Your deep anxiety about this is a reminder that you care about racial inequality, about how the legacy of racism manifests in our society and that you want no part of perpetuating it. That’s a really healthy and admirable feeling to have, so by telling you to calm down about this wedding, I’m by no means telling you to stop thinking about it overall.
I have no doubt that you use respect and decency and do your best to be aware of your privilege in your individual interactions. Beyond that, I think you and your fiancee want to harness your instincts for inclusiveness and equality in your respective professional fields by advocating for diversity, checking your own assumptions, making sure the voices of people of color are heard and using whatever influence you have to ensure that stereotypes and biases don’t get in the way of people’s tenure, partnership or annual reviews.

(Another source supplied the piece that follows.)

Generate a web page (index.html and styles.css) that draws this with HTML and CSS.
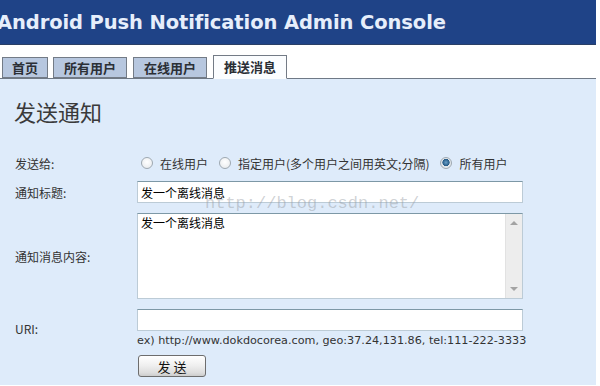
FILE: index.html
```html
<!DOCTYPE html>
<html lang="zh-CN">
<head>
  <meta charset="UTF-8" />
  <title>Android Push Notification Admin Console</title>
  <link rel="stylesheet" href="styles.css">
</head>
<body>
  <div class="page">
    <div class="header">
      <h1>Android Push Notification Admin Console</h1>
    </div>

    <ul class="tabs">
      <li>首页</li>
      <li>所有用户</li>
      <li>在线用户</li>
      <li class="active">推送消息</li>
    </ul>

    <div class="content">
      <h2>发送通知</h2>

      <form class="send-form">
        <div class="row row-target">
          <label class="label">发送给:</label>
          <div class="field radios">
            <label class="radio"><input type="radio" name="broadcast" value="1"> 在线用户</label>
            <label class="radio"><input type="radio" name="broadcast" value="2"> 指定用户(多个用户之间用英文;分隔)</label>
            <label class="radio"><input type="radio" name="broadcast" value="0" checked> 所有用户</label>
          </div>
        </div>

        <div class="row row-title">
          <label class="label" for="title">通知标题:</label>
          <div class="field">
            <input type="text" id="title" class="text" value="发一个离线消息">
          </div>
        </div>

        <div class="row row-message">
          <label class="label" for="message">通知消息内容:</label>
          <div class="field">
            <div class="area-box">
              <textarea id="message" class="area">发一个离线消息</textarea>
              <div class="scrollbar">
                <span class="arrow up"></span>
                <span class="arrow down"></span>
              </div>
            </div>
          </div>
        </div>

        <div class="row row-uri">
          <label class="label" for="uri">URI:</label>
          <div class="field">
            <input type="text" id="uri" class="text">
            <div class="hint">ex) http://www.dokdocorea.com, geo:37.24,131.86, tel:111-222-3333</div>
          </div>
        </div>

        <div class="row row-submit">
          <span class="label"></span>
          <div class="field">
            <button type="submit" class="send-btn">发 送</button>
          </div>
        </div>
      </form>

      <span class="watermark">http://blog.csdn.net/</span>
    </div>
  </div>
</body>
</html>
```

FILE: styles.css
```css
html, body {
  margin: 0;
  padding: 0;
  background: #fff;
  overflow: hidden;
}

body {
  font-family: "Noto Sans CJK SC", sans-serif;
  font-size: 12px;
  color: #333;
}

.page {
  width: 596px;
  height: 386px;
}

.header {
  background: #1f4387;
  height: 45px;
  border-bottom: 1px solid #2a3f66;
  box-sizing: border-box;
  display: flex;
  align-items: center;
}

.header h1 {
  margin: 0 0 0 -3px;
  font-family: "DejaVu Sans", Verdana, sans-serif;
  font-size: 19.5px;
  font-weight: bold;
  color: #e6eefb;
  white-space: nowrap;
  letter-spacing: -0.1px;
}

.tabs {
  list-style: none;
  margin: 0;
  padding: 10px 0 0 2px;
  height: 33px;
  box-sizing: border-box;
  display: flex;
  align-items: flex-end;
  gap: 6px;
  position: relative;
  z-index: 1;
}

.tabs li {
  font-weight: bold;
  font-size: 13px;
  line-height: 19px;
  padding: 0 10px;
  background: #b7c7df;
  border: 1px solid #737b86;
  color: #2b2f36;
}

.tabs li:first-child {
  padding: 0 9px;
  margin-right: -1px;
}

.tabs li.active {
  background: #fbfdff;
  border-bottom-color: #fbfdff;
  line-height: 22px;
  margin-bottom: -1px;
}

.content {
  position: relative;
  background: #deebfa;
  border-top: 1px solid #6f7986;
  height: 307px;
  padding: 19px 0 0 14px;
  box-sizing: border-box;
}

.content h2 {
  margin: 0 0 28px;
  font-size: 22px;
  line-height: 26px;
  font-weight: normal;
  color: #3a3a3a;
}

.row {
  display: flex;
  align-items: center;
}

.label {
  width: 123px;
  padding-left: 1px;
  box-sizing: border-box;
  flex-shrink: 0;
}

.field {
  width: 386px;
}

.row-target {
  height: 22px;
  margin-bottom: 7px;
}

.row-title,
.row-message {
  margin-bottom: 10px;
}

.radios {
  display: flex;
  align-items: center;
  gap: 11px;
  white-space: nowrap;
}

.radio {
  display: flex;
  align-items: center;
  gap: 7px;
}

.radio input {
  appearance: none;
  width: 12px;
  height: 12px;
  margin: 0 0 0 4px;
  border-radius: 50%;
  border: 1px solid #9ea8b1;
  background: radial-gradient(circle at 50% 40%, #ffffff 0%, #e4e7ea 100%);
  box-sizing: border-box;
}

.radio + .radio input {
  margin-left: 0;
}

.radio input:checked {
  background: radial-gradient(circle at 50% 45%, #6aa0c8 0%, #255a86 45%, #dfe4e9 52%, #eef0f2 100%);
}

.text {
  display: block;
  width: 386px;
  height: 22px;
  margin: 0;
  padding: 1px 3px;
  box-sizing: border-box;
  border: 1px solid #bccbd6;
  border-top-color: #7d98a6;
  background: #fff;
  font-family: "Noto Sans CJK SC", sans-serif;
  font-size: 12px;
  color: #000;
}

.area-box {
  display: flex;
  width: 386px;
  height: 86px;
  box-sizing: border-box;
  border: 1px solid #bccbd6;
  border-top-color: #7d98a6;
  background: #fff;
}

.area {
  flex: 1;
  border: none;
  margin: 0;
  padding: 1px 3px;
  resize: none;
  overflow: hidden;
  outline: none;
  font-family: "Noto Sans CJK SC", sans-serif;
  font-size: 12px;
  line-height: 15px;
  color: #000;
}

.scrollbar {
  width: 16px;
  background: #ededed;
  border-left: 1px solid #e2e2e2;
  display: flex;
  flex-direction: column;
  justify-content: space-between;
  align-items: center;
  padding: 7px 0;
}

.arrow {
  width: 0;
  height: 0;
  border-left: 4px solid transparent;
  border-right: 4px solid transparent;
}

.arrow.up {
  border-bottom: 4px solid #a3a3a3;
}

.arrow.down {
  border-top: 4px solid #a3a3a3;
}

.hint {
  margin-top: 3px;
  font-family: "DejaVu Sans", Verdana, sans-serif;
  font-size: 11.2px;
  line-height: 13px;
  color: #333;
  white-space: nowrap;
}

.row-submit {
  margin-top: 8px;
}

.send-btn {
  width: 68px;
  height: 22px;
  margin-left: 1px;
  padding: 0;
  border: 1px solid #6d6d6d;
  border-radius: 3px;
  background: linear-gradient(#ffffff 0%, #f0f0f0 45%, #dcdcdc 85%, #cccccc 100%);
  font-family: "Noto Sans CJK SC", sans-serif;
  font-size: 13px;
  color: #111;
}

.watermark {
  position: absolute;
  left: 205px;
  top: 115px;
  font-family: "Liberation Mono", monospace;
  font-size: 17px;
  color: rgba(150, 156, 162, 0.45);
  pointer-events: none;
}
```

There is nothing wrong with being preoccupied with race and racial inequality, but your life will tell the story of where you fit into those dynamics much more than this one event will. You should relax and enjoy your big day, remembering to focus on the way things are, rather than the way they look.
The Root’s staff writer, Jenée Desmond-Harris, covers the intersection of race with news, politics and culture. She wants to talk about the complicated ways in which ethnicity, color and identity arise in your personal life—and provide perspective on the ethics and etiquette surrounding race in a changing America. Follow her on Twitter.
Need race-related advice? Send your questions to firstname.lastname@example.org.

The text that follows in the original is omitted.